Step 1: Find where Einstein was born → Germany Step 2: Find the capital of Germany → Berlin

Single-step RAG can't handle this. Solutions:

Iterative RAG: Run retrieval, look at results, decide if more retrieval is needed. Decomposition: LLM decomposes the question into sub-questions, retrieves for each. Graph RAG (Microsoft): Build a knowledge graph from documents. Multi-hop = graph traversal.

RAG Evaluation

How do you know if your RAG system is working?

RAGAS (RAG Assessment):

from ragas import evaluate
from ragas.metrics import faithfulness, answer_relevancy, context_precision

scores = evaluate(
    dataset,  # questions, contexts, answers, ground_truths
    metrics=[
        faithfulness,        # Is the answer grounded in the retrieved context?
        answer_relevancy,    # Is the answer relevant to the question?
        context_precision,   # Are retrieved docs actually relevant?
    ]
)

Key metrics:

Faithfulness: Does the answer only use information from retrieved context? (Hallucination check)
Answer Relevancy: Does the answer actually address the question?
Context Recall: Was the relevant information retrieved at all?
Context Precision: What fraction of retrieved content is actually relevant?

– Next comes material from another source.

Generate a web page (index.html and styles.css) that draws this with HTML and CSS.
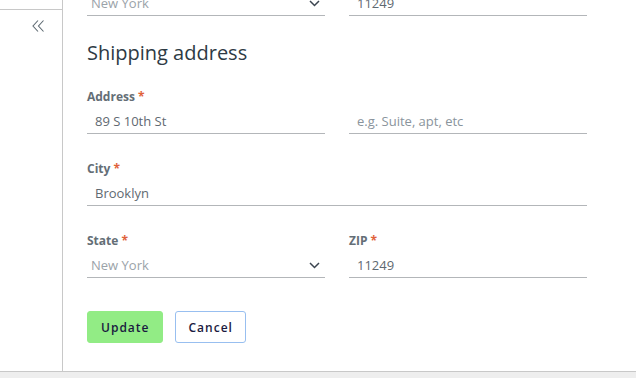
FILE: index.html
```html
<!DOCTYPE html>
<html>
<head>
<meta charset="utf-8">
<link rel="stylesheet" href="styles.css">
</head>
<body>
<div class="app">
  <div class="main">
    <aside class="sidebar">
      <div class="sidebar-top"></div>
      <button class="collapse" aria-label="Collapse">
        <svg width="12" height="12" viewBox="0 0 12 12"><polyline points="6,0.5 1,6 6,11.5" fill="none" stroke="#5e6a72" stroke-width="1.1"/><polyline points="11.5,0.5 6.5,6 11.5,11.5" fill="none" stroke="#5e6a72" stroke-width="1.1"/></svg>
      </button>
    </aside>
    <section class="content">
      <div class="row row-cut">
        <div class="field">
          <div class="select"><span class="select-text">New York</span><svg class="chev" width="11" height="7" viewBox="0 0 11 7"><polyline points="1,1 5.5,5.5 10,1" fill="none" stroke="#3b4550" stroke-width="1.5"/></svg></div>
        </div>
        <div class="field">
          <div class="input">11249</div>
        </div>
      </div>

      <h2 class="heading">Shipping address</h2>

      <div class="row">
        <div class="field">
          <label class="label">Address <span class="req">*</span></label>
          <div class="input">89 S 10th St</div>
        </div>
        <div class="field">
          <label class="label label-empty">&nbsp;</label>
          <div class="input placeholder">e.g. Suite, apt, etc</div>
        </div>
      </div>

      <div class="row row-full">
        <div class="field">
          <label class="label">City <span class="req">*</span></label>
          <div class="input">Brooklyn</div>
        </div>
      </div>

      <div class="row">
        <div class="field">
          <label class="label">State <span class="req">*</span></label>
          <div class="select"><span class="select-text">New York</span><svg class="chev" width="11" height="7" viewBox="0 0 11 7"><polyline points="1,1 5.5,5.5 10,1" fill="none" stroke="#3b4550" stroke-width="1.5"/></svg></div>
        </div>
        <div class="field">
          <label class="label">ZIP <span class="req">*</span></label>
          <div class="input">11249</div>
        </div>
      </div>

      <div class="actions">
        <button class="btn btn-primary">Update</button>
        <button class="btn btn-outline">Cancel</button>
      </div>
    </section>
  </div>
  <div class="footer-bar"></div>
</div>
</body>
</html>
```

FILE: styles.css
```css
html, body {
  margin: 0;
  padding: 0;
  height: 100%;
  background: #fff;
  font-family: "Open Sans", "Noto Sans", sans-serif;
  overflow: hidden;
}

.app {
  display: flex;
  flex-direction: column;
  height: 378px;
}

.main {
  flex: 1;
  display: flex;
  min-height: 0;
  overflow: hidden;
}

.sidebar {
  width: 62px;
  flex: none;
  border-right: 1px solid #c8c8c8;
  display: flex;
  flex-direction: column;
  align-items: flex-end;
}

.sidebar-top {
  align-self: stretch;
  height: 9px;
  border-bottom: 1px solid #c8c8c8;
}

.collapse {
  margin: 10px 18px 0 0;
  padding: 0;
  border: 0;
  background: none;
  width: 12px;
  height: 12px;
  display: flex;
}

.content {
  flex: 1;
  padding-left: 24px;
  display: flex;
  flex-direction: column;
}

.row {
  display: grid;
  grid-template-columns: 238px 238px;
  column-gap: 24px;
  margin-bottom: 26px;
}

.row-full {
  grid-template-columns: 500px;
}

.row-cut {
  margin-top: -9px;
  margin-bottom: 0;
}

.field {
  display: flex;
  flex-direction: column;
}

.label {
  height: 18px;
  line-height: 18px;
  font-size: 12px;
  font-weight: 700;
  color: #646e76;
  margin-bottom: 3px;
}

.req {
  color: #e0623b;
  font-weight: 700;
}

.input {
  height: 24px;
  line-height: 24px;
  padding-left: 8px;
  font-size: 13px;
  color: #5f6971;
  border-bottom: 1px solid #b3b6b9;
}

.placeholder {
  color: #8a949c;
}

.select {
  height: 24px;
  border-bottom: 1px solid #b3b6b9;
  display: flex;
  align-items: center;
  justify-content: space-between;
  padding: 0 4px 0 4px;
}

.select-text {
  font-size: 13px;
  color: #9ba3a9;
}

.chev {
  margin-right: 1px;
}

.heading {
  margin: 24px 0 22px 0;
  font-size: 20px;
  line-height: 26px;
  font-weight: 400;
  color: #2e3a44;
}

.actions {
  display: flex;
  gap: 12px;
  margin-top: 7px;
}

.btn {
  height: 32px;
  padding: 0 13px;
  border-radius: 3px;
  font-family: "Open Sans", sans-serif;
  font-size: 12px;
  font-weight: 600;
  letter-spacing: 1px;
  color: #1a1a40;
  cursor: pointer;
}

.btn-primary {
  background: #92ec85;
  border: 1px solid #92ec85;
}

.btn-outline {
  padding: 0 12px;
  background: #fff;
  border: 1px solid #98bff0;
}

.footer-bar {
  height: 6px;
  flex: none;
  border-top: 1px solid #c8c8c8;
  background: #eeeeee;
}
```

Interview Corner Cases — RAG 🎯

"When should you use RAG vs. fine-tuning?" → RAG for: dynamic information (changes frequently), very specific private knowledge, needing to cite sources, reducing hallucination on factual queries. Fine-tuning for: changing the model's behavior/style/format, adapting to a specific writing style or response format, domain jargon that appears everywhere in outputs.
"What is the lost-in-the-middle problem?" → LLMs tend to pay more attention to information at the beginning and end of the context, and less to information in the middle. For RAG with many retrieved documents, critical information in the middle may be ignored. Mitigation: fewer documents, better ordering (most relevant first and last), or fine-tune on "middle-reading" tasks.
"How do you handle very large documents in RAG?" → Options: (1) Chunk them (standard approach). (2) Use a long-context model (128K context) and put the full document in context — expensive but avoids chunking artifacts. (3) Hierarchical summarization: summarize sections, then summarize summaries.
"What is RAG hallucination, and is it different from standard LLM hallucination?" → RAG can reduce hallucination but not eliminate it. RAG-specific hallucinations: (1) Retrieved context is retrieved but wrong information is used. (2) Context says X but model generates Y (faithfulness failure). (3) Ambiguous context → model chooses one interpretation. Standard evaluation with faithfulness metrics catches these.
"What is the difference between RAG and a 'long context' approach?" → Long context: stuff everything into the prompt (requires huge context window, expensive). RAG: selectively retrieve the most relevant information (cheaper but may miss something). Empirically: for very long docs, RAG + long context works better than either alone (retrieve the right sections, put in full context).